▸ TASK TO COMPLETE: Each line from the start of the entries through the line that contains "const days = ['월', '불', '물', '나무', '김', '토']" should be output exactly, please.

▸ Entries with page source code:
[start]
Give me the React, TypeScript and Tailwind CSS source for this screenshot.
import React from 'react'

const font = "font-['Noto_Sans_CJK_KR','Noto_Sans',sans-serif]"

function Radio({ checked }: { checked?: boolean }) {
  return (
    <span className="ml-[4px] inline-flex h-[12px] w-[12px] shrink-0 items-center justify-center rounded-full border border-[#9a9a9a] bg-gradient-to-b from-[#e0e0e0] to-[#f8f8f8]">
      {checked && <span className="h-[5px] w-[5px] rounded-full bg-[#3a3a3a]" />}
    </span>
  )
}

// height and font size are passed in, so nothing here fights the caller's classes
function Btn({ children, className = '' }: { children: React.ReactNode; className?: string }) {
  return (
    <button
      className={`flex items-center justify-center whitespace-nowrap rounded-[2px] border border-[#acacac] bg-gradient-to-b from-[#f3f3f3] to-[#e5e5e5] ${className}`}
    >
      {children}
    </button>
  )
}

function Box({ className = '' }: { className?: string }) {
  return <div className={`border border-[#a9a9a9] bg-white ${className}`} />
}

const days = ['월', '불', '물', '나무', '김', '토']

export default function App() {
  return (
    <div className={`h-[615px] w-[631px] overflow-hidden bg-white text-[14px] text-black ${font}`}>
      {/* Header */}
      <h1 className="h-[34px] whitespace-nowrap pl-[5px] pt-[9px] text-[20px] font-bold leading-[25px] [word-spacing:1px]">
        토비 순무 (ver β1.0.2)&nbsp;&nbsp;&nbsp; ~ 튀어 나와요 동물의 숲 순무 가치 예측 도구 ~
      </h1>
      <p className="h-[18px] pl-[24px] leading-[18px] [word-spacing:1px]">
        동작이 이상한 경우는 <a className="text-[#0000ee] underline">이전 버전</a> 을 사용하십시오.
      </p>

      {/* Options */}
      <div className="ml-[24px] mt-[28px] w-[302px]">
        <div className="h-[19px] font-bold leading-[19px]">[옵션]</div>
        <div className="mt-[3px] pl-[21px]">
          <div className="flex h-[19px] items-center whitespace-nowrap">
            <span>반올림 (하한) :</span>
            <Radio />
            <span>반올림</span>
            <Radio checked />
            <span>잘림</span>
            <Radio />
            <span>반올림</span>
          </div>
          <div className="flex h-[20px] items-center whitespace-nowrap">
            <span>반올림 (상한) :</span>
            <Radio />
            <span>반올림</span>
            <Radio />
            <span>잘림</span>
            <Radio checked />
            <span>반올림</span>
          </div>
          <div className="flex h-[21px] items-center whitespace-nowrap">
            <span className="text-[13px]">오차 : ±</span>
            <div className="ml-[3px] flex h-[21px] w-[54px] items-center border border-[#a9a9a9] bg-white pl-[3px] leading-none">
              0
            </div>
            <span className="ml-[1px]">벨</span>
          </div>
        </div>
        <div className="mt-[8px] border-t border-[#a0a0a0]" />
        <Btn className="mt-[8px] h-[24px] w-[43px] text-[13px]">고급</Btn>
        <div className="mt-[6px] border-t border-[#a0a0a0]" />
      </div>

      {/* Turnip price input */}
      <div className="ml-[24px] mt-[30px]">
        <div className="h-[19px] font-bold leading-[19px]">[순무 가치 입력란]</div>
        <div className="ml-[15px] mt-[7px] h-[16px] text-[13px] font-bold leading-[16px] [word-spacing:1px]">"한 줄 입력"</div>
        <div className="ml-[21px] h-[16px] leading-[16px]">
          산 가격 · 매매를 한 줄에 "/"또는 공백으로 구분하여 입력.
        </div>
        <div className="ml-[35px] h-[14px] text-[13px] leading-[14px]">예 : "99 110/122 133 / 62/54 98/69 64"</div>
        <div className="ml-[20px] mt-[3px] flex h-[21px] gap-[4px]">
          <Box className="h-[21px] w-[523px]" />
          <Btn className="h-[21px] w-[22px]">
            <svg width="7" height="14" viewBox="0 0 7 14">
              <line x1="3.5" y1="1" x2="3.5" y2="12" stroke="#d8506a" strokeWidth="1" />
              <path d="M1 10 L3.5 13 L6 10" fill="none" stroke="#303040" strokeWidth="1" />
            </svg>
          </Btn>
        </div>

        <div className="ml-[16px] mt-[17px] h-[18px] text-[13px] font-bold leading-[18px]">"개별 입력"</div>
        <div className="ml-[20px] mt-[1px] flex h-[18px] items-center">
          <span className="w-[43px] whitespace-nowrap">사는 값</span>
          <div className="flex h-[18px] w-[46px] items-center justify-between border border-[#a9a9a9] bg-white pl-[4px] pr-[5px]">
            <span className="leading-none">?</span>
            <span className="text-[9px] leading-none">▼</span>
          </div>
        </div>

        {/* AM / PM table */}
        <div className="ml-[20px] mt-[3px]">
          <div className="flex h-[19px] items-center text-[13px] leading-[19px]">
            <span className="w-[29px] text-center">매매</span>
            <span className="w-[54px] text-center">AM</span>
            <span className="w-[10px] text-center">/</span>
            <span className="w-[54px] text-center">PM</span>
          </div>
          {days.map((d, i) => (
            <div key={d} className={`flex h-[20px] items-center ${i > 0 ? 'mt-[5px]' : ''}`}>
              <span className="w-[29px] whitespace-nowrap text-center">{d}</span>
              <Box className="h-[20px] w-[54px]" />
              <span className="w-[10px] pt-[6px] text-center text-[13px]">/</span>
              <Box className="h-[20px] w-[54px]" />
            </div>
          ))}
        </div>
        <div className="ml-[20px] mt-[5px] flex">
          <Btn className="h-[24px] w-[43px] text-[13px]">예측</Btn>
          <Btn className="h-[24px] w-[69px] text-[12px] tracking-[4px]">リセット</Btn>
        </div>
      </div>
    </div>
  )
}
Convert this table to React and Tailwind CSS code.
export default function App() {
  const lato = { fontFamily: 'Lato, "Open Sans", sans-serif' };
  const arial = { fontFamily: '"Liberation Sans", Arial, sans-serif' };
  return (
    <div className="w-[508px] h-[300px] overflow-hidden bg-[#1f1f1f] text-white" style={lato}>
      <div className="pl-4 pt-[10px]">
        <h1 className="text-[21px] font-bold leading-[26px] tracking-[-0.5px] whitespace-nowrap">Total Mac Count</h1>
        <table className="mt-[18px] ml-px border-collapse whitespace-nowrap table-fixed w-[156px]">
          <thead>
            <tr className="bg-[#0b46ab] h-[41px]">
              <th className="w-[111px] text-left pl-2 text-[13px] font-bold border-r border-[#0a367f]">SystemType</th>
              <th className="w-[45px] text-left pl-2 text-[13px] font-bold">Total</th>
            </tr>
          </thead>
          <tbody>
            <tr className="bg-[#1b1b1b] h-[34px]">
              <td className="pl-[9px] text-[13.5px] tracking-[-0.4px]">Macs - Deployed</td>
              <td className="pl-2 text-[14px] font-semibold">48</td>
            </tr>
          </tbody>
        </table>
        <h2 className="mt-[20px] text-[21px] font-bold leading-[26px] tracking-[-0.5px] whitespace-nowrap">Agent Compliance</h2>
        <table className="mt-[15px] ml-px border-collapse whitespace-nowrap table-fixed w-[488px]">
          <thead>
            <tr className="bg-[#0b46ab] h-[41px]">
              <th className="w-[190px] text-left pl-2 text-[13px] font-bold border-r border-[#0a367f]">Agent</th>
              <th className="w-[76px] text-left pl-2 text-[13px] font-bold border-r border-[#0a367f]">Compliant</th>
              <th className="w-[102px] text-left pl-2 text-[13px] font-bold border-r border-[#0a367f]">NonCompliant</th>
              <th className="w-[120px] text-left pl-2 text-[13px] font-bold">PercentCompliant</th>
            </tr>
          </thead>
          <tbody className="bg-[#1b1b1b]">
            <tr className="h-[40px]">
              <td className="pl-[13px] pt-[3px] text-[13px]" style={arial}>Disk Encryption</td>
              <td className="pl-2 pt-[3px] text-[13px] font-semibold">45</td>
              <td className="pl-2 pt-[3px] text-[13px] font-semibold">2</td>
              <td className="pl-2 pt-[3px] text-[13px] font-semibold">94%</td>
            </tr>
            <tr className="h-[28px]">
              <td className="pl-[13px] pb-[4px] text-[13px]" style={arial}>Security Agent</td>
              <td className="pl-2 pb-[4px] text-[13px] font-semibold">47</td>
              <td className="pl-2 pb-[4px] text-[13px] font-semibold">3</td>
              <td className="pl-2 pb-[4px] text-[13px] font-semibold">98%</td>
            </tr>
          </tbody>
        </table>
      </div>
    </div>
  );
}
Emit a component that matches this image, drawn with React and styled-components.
[end]
▸ FULL OUTPUT:
Give me the React, TypeScript and Tailwind CSS source for this screenshot.
import React from 'react'

const font = "font-['Noto_Sans_CJK_KR','Noto_Sans',sans-serif]"

function Radio({ checked }: { checked?: boolean }) {
  return (
    <span className="ml-[4px] inline-flex h-[12px] w-[12px] shrink-0 items-center justify-center rounded-full border border-[#9a9a9a] bg-gradient-to-b from-[#e0e0e0] to-[#f8f8f8]">
      {checked && <span className="h-[5px] w-[5px] rounded-full bg-[#3a3a3a]" />}
    </span>
  )
}

// height and font size are passed in, so nothing here fights the caller's classes
function Btn({ children, className = '' }: { children: React.ReactNode; className?: string }) {
  return (
    <button
      className={`flex items-center justify-center whitespace-nowrap rounded-[2px] border border-[#acacac] bg-gradient-to-b from-[#f3f3f3] to-[#e5e5e5] ${className}`}
    >
      {children}
    </button>
  )
}

function Box({ className = '' }: { className?: string }) {
  return <div className={`border border-[#a9a9a9] bg-white ${className}`} />
}

const days = ['월', '불', '물', '나무', '김', '토']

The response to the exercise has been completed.